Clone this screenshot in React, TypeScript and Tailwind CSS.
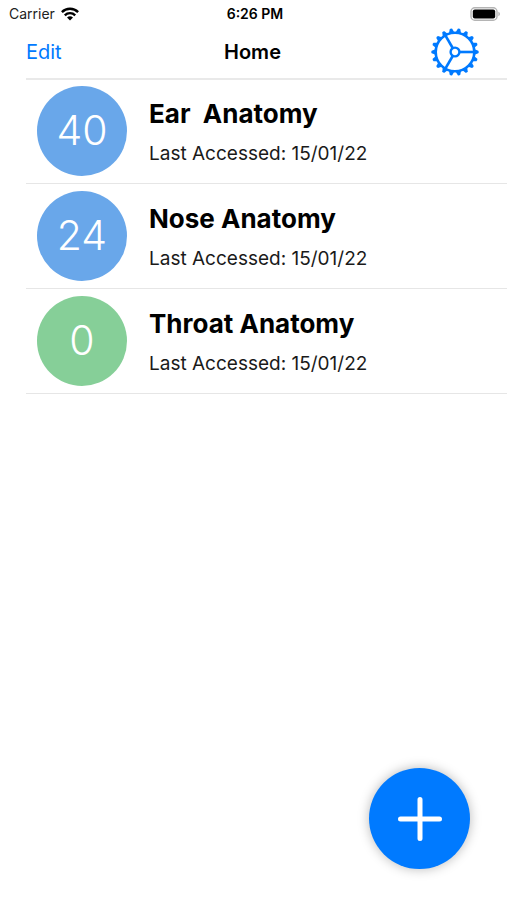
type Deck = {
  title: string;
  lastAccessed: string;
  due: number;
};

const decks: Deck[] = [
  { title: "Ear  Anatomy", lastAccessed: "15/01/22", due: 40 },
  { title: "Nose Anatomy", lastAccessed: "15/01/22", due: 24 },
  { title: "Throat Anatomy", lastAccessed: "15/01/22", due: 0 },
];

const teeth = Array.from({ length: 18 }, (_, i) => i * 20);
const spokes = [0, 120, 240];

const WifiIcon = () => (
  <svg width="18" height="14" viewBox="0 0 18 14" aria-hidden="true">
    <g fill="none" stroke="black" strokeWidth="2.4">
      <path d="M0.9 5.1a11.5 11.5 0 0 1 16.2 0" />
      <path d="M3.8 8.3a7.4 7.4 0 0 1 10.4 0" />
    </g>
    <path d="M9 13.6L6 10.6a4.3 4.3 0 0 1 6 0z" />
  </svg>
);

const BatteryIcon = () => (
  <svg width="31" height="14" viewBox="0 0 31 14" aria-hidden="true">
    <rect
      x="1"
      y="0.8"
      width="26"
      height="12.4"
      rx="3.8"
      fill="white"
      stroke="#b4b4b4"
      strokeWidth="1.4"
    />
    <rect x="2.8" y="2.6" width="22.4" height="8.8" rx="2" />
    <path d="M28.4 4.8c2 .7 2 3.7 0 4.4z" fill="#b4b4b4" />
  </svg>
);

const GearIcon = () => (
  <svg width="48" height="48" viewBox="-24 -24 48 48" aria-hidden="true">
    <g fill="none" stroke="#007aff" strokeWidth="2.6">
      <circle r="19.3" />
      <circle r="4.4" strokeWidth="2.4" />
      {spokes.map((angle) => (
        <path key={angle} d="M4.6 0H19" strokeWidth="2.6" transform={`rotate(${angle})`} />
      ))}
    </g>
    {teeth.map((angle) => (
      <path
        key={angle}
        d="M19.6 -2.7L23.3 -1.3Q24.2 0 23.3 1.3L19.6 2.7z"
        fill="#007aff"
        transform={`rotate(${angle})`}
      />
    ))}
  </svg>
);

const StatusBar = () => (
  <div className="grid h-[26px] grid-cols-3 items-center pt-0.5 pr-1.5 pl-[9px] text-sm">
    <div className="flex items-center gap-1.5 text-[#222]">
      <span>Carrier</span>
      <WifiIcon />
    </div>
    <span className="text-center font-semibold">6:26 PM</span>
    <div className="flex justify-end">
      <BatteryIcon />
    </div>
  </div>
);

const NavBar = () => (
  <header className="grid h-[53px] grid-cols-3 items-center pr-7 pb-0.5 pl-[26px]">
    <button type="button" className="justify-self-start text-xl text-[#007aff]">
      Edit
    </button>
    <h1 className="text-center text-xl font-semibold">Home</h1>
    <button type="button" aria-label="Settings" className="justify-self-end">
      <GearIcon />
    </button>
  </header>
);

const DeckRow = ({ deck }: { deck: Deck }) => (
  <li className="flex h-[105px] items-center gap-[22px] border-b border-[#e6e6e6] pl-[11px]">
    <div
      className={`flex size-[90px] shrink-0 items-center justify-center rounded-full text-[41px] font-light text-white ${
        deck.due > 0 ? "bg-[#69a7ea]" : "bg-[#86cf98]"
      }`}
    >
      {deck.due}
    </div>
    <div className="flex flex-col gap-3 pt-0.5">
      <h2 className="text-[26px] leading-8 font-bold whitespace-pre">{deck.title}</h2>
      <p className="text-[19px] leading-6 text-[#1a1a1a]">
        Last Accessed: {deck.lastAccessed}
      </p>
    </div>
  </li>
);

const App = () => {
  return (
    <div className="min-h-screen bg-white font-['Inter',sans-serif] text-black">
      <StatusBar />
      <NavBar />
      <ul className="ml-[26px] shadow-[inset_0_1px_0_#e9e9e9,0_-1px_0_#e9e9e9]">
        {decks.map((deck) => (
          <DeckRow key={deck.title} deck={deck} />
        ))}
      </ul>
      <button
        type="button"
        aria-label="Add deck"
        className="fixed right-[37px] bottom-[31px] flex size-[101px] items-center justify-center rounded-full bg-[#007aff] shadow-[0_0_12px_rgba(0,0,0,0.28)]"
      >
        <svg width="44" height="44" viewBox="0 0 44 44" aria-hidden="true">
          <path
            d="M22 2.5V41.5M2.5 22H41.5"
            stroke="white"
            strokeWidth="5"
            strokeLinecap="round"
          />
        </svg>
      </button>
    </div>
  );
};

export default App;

## [CHALLENGE]
Using the data above, write out every line exactly, leaving the images behind.

## [TASK OUTPUT]
Clone this screenshot in React, TypeScript and Tailwind CSS.
type Deck = {
  title: string;
  lastAccessed: string;
  due: number;
};

const decks: Deck[] = [
  { title: "Ear  Anatomy", lastAccessed: "15/01/22", due: 40 },
  { title: "Nose Anatomy", lastAccessed: "15/01/22", due: 24 },
  { title: "Throat Anatomy", lastAccessed: "15/01/22", due: 0 },
];

const teeth = Array.from({ length: 18 }, (_, i) => i * 20);
const spokes = [0, 120, 240];

const WifiIcon = () => (
  <svg width="18" height="14" viewBox="0 0 18 14" aria-hidden="true">
    <g fill="none" stroke="black" strokeWidth="2.4">
      <path d="M0.9 5.1a11.5 11.5 0 0 1 16.2 0" />
      <path d="M3.8 8.3a7.4 7.4 0 0 1 10.4 0" />
    </g>
    <path d="M9 13.6L6 10.6a4.3 4.3 0 0 1 6 0z" />
  </svg>
);

const BatteryIcon = () => (
  <svg width="31" height="14" viewBox="0 0 31 14" aria-hidden="true">
    <rect
      x="1"
      y="0.8"
      width="26"
      height="12.4"
      rx="3.8"
      fill="white"
      stroke="#b4b4b4"
      strokeWidth="1.4"
    />
    <rect x="2.8" y="2.6" width="22.4" height="8.8" rx="2" />
    <path d="M28.4 4.8c2 .7 2 3.7 0 4.4z" fill="#b4b4b4" />
  </svg>
);

const GearIcon = () => (
  <svg width="48" height="48" viewBox="-24 -24 48 48" aria-hidden="true">
    <g fill="none" stroke="#007aff" strokeWidth="2.6">
      <circle r="19.3" />
      <circle r="4.4" strokeWidth="2.4" />
      {spokes.map((angle) => (
        <path key={angle} d="M4.6 0H19" strokeWidth="2.6" transform={`rotate(${angle})`} />
      ))}
    </g>
    {teeth.map((angle) => (
      <path
        key={angle}
        d="M19.6 -2.7L23.3 -1.3Q24.2 0 23.3 1.3L19.6 2.7z"
        fill="#007aff"
        transform={`rotate(${angle})`}
      />
    ))}
  </svg>
);

const StatusBar = () => (
  <div className="grid h-[26px] grid-cols-3 items-center pt-0.5 pr-1.5 pl-[9px] text-sm">
    <div className="flex items-center gap-1.5 text-[#222]">
      <span>Carrier</span>
      <WifiIcon />
    </div>
    <span className="text-center font-semibold">6:26 PM</span>
    <div className="flex justify-end">
      <BatteryIcon />
    </div>
  </div>
);

const NavBar = () => (
  <header className="grid h-[53px] grid-cols-3 items-center pr-7 pb-0.5 pl-[26px]">
    <button type="button" className="justify-self-start text-xl text-[#007aff]">
      Edit
    </button>
    <h1 className="text-center text-xl font-semibold">Home</h1>
    <button type="button" aria-label="Settings" className="justify-self-end">
      <GearIcon />
    </button>
  </header>
);

const DeckRow = ({ deck }: { deck: Deck }) => (
  <li className="flex h-[105px] items-center gap-[22px] border-b border-[#e6e6e6] pl-[11px]">
    <div
      className={`flex size-[90px] shrink-0 items-center justify-center rounded-full text-[41px] font-light text-white ${
        deck.due > 0 ? "bg-[#69a7ea]" : "bg-[#86cf98]"
      }`}
    >
      {deck.due}
    </div>
    <div className="flex flex-col gap-3 pt-0.5">
      <h2 className="text-[26px] leading-8 font-bold whitespace-pre">{deck.title}</h2>
      <p className="text-[19px] leading-6 text-[#1a1a1a]">
        Last Accessed: {deck.lastAccessed}
      </p>
    </div>
  </li>
);

const App = () => {
  return (
    <div className="min-h-screen bg-white font-['Inter',sans-serif] text-black">
      <StatusBar />
      <NavBar />
      <ul className="ml-[26px] shadow-[inset_0_1px_0_#e9e9e9,0_-1px_0_#e9e9e9]">
        {decks.map((deck) => (
          <DeckRow key={deck.title} deck={deck} />
        ))}
      </ul>
      <button
        type="button"
        aria-label="Add deck"
        className="fixed right-[37px] bottom-[31px] flex size-[101px] items-center justify-center rounded-full bg-[#007aff] shadow-[0_0_12px_rgba(0,0,0,0.28)]"
      >
        <svg width="44" height="44" viewBox="0 0 44 44" aria-hidden="true">
          <path
            d="M22 2.5V41.5M2.5 22H41.5"
            stroke="white"
            strokeWidth="5"
            strokeLinecap="round"
          />
        </svg>
      </button>
    </div>
  );
};

export default App;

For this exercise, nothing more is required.